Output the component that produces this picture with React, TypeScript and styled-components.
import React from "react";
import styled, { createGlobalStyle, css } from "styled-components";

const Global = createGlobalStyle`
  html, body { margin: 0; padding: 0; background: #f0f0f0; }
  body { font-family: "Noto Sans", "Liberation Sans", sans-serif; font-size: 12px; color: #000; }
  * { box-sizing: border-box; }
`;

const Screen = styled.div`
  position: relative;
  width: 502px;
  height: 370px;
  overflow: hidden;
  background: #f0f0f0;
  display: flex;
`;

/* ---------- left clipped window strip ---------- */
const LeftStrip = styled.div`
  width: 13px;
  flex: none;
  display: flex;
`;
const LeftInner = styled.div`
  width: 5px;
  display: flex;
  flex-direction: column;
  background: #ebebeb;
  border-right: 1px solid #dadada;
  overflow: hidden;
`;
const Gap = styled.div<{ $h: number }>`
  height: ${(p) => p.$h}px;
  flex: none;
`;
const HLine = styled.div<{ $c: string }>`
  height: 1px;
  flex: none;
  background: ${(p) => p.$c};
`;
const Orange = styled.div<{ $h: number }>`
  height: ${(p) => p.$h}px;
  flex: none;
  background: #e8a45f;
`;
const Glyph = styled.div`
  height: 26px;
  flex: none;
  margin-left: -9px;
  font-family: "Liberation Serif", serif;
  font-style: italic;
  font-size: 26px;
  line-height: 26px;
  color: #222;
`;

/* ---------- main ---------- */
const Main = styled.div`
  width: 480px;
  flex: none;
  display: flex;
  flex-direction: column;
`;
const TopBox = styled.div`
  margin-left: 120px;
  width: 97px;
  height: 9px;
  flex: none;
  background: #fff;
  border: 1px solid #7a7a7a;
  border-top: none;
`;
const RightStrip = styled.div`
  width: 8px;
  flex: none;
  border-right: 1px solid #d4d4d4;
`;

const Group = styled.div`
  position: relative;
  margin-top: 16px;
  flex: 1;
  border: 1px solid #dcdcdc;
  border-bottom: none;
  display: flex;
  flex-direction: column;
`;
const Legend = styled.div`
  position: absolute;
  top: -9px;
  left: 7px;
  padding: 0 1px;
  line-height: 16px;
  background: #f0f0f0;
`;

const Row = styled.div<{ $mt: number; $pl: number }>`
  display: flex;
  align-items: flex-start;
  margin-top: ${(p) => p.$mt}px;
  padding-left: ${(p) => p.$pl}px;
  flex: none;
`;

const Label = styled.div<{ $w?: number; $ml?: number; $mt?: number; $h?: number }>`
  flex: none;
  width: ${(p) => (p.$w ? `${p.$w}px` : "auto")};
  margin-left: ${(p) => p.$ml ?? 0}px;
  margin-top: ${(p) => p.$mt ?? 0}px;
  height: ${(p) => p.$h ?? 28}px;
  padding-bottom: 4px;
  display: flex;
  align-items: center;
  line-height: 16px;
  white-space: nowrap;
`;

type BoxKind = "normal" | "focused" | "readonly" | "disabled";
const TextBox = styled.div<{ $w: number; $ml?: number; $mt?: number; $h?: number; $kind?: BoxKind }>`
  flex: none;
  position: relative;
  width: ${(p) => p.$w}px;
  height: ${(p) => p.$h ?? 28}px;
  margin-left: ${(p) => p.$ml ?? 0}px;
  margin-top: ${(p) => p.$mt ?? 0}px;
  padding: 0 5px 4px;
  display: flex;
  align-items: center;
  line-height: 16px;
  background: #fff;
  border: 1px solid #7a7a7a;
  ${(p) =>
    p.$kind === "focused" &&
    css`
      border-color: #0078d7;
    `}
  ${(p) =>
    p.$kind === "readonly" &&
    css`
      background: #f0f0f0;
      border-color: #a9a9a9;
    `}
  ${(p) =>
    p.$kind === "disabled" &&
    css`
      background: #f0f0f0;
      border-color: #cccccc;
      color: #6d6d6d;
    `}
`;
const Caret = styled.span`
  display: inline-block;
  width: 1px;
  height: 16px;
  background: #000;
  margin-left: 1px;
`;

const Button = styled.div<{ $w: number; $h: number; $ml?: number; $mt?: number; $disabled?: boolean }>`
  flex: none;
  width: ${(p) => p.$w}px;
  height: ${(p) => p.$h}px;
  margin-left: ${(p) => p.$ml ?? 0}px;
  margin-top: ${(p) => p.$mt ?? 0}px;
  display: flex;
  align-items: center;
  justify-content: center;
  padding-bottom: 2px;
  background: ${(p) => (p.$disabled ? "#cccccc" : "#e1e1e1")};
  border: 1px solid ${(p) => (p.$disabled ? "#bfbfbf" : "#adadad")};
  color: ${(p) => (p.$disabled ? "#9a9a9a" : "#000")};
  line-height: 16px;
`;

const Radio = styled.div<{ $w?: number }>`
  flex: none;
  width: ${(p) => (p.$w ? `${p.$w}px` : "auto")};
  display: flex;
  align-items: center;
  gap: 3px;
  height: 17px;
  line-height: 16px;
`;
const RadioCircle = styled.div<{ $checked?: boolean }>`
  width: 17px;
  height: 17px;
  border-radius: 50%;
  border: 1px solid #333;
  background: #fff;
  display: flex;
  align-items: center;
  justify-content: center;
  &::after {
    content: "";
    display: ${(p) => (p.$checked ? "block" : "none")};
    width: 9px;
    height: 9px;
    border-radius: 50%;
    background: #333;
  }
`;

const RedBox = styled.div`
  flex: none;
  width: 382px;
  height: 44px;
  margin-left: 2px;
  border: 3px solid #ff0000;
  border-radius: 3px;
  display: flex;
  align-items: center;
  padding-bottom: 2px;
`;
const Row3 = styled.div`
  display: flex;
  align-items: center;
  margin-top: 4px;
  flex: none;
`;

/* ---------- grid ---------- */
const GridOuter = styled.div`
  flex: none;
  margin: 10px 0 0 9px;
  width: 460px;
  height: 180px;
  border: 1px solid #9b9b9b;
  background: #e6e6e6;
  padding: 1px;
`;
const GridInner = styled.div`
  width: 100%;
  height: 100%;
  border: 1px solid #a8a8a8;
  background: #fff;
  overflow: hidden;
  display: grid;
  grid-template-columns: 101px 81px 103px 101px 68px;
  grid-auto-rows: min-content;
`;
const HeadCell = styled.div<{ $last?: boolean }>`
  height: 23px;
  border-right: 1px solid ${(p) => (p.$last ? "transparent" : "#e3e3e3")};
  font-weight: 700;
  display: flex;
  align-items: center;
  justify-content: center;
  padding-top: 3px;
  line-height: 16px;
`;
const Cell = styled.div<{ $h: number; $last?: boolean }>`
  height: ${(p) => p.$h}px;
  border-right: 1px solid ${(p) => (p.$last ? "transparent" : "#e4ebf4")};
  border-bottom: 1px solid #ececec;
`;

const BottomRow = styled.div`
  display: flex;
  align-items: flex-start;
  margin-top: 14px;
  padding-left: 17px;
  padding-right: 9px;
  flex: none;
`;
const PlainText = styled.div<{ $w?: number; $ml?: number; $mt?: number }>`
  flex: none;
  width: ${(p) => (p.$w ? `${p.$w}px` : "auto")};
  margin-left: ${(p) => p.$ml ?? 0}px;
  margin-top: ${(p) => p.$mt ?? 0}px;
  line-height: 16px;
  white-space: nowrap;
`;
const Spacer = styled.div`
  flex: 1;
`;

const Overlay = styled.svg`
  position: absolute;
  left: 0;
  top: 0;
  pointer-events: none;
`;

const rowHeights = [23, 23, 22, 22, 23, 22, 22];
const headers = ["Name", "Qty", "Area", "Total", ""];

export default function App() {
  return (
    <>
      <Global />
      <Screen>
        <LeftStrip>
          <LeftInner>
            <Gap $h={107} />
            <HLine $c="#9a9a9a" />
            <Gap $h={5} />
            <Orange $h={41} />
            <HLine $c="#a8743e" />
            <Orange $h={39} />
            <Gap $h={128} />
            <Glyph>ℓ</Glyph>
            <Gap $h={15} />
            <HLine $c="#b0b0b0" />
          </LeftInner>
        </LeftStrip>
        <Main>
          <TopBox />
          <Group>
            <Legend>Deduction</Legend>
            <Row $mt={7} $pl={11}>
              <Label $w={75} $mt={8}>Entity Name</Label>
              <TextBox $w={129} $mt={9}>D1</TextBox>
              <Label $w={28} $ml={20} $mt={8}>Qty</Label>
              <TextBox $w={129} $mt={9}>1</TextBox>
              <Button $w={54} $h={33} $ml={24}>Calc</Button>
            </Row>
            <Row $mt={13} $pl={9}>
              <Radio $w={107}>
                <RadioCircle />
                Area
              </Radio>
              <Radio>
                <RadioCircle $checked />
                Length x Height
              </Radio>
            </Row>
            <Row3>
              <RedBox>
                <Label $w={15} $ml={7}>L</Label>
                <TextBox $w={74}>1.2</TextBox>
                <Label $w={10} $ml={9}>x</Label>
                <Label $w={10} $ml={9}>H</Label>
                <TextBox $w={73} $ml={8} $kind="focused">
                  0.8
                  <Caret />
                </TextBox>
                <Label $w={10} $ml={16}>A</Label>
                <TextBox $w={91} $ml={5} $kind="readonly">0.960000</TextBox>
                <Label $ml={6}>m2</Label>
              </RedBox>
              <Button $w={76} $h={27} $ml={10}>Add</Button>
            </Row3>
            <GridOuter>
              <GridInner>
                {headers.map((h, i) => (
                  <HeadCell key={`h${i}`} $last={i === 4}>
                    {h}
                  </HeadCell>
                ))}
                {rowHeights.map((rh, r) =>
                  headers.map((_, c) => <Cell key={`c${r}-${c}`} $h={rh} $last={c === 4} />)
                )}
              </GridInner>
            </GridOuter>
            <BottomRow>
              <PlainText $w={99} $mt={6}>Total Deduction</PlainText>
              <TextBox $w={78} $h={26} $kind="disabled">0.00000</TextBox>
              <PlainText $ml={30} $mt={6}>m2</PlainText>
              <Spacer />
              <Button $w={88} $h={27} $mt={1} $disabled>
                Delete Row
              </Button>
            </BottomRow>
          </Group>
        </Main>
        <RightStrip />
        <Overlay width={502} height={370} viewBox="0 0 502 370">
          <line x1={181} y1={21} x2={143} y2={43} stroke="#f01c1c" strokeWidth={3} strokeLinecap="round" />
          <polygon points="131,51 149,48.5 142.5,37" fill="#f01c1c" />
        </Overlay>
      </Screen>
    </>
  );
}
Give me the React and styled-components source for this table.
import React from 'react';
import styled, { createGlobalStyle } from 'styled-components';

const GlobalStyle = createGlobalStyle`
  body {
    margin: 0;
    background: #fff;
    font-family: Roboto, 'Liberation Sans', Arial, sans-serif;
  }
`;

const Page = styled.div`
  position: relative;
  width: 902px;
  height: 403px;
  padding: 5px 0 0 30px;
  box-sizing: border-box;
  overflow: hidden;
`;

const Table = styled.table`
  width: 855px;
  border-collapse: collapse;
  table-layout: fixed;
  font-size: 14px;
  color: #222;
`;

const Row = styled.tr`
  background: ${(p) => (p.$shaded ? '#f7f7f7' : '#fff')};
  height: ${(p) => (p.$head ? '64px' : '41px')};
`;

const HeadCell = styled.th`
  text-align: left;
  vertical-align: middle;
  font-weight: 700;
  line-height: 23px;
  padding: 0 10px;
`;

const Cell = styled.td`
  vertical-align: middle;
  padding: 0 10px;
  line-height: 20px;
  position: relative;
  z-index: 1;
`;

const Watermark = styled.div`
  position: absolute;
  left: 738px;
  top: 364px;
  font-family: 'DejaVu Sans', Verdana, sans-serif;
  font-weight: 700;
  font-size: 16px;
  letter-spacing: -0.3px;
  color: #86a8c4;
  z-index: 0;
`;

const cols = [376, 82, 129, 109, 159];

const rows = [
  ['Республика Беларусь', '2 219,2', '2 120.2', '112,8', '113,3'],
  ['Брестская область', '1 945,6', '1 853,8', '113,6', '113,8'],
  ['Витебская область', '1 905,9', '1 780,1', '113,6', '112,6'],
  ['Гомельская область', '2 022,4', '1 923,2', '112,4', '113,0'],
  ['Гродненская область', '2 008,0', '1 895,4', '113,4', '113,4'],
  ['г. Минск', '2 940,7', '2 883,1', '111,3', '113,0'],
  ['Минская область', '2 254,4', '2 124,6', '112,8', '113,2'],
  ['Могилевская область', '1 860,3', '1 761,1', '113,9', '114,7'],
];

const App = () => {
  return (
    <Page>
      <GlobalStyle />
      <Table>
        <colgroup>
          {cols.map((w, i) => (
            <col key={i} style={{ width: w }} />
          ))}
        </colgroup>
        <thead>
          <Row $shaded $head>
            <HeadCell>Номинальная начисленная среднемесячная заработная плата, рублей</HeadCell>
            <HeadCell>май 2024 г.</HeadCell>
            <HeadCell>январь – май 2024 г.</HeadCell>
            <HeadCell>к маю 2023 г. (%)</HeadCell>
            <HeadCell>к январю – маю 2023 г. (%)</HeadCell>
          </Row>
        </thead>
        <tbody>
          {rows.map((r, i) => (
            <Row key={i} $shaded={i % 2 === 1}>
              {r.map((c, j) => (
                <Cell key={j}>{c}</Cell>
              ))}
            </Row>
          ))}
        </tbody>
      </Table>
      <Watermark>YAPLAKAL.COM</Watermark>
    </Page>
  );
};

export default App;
----
- _Stated task_
Start at the line with "Give me the" and stop after the line with "const cols = [376, 82, 129, 109, 159];". Repeat exactly the lines in that range.

- _Result of this task_
Give me the React and styled-components source for this table.
import React from 'react';
import styled, { createGlobalStyle } from 'styled-components';

const GlobalStyle = createGlobalStyle`
  body {
    margin: 0;
    background: #fff;
    font-family: Roboto, 'Liberation Sans', Arial, sans-serif;
  }
`;

const Page = styled.div`
  position: relative;
  width: 902px;
  height: 403px;
  padding: 5px 0 0 30px;
  box-sizing: border-box;
  overflow: hidden;
`;

const Table = styled.table`
  width: 855px;
  border-collapse: collapse;
  table-layout: fixed;
  font-size: 14px;
  color: #222;
`;

const Row = styled.tr`
  background: ${(p) => (p.$shaded ? '#f7f7f7' : '#fff')};
  height: ${(p) => (p.$head ? '64px' : '41px')};
`;

const HeadCell = styled.th`
  text-align: left;
  vertical-align: middle;
  font-weight: 700;
  line-height: 23px;
  padding: 0 10px;
`;

const Cell = styled.td`
  vertical-align: middle;
  padding: 0 10px;
  line-height: 20px;
  position: relative;
  z-index: 1;
`;

const Watermark = styled.div`
  position: absolute;
  left: 738px;
  top: 364px;
  font-family: 'DejaVu Sans', Verdana, sans-serif;
  font-weight: 700;
  font-size: 16px;
  letter-spacing: -0.3px;
  color: #86a8c4;
  z-index: 0;
`;

const cols = [376, 82, 129, 109, 159];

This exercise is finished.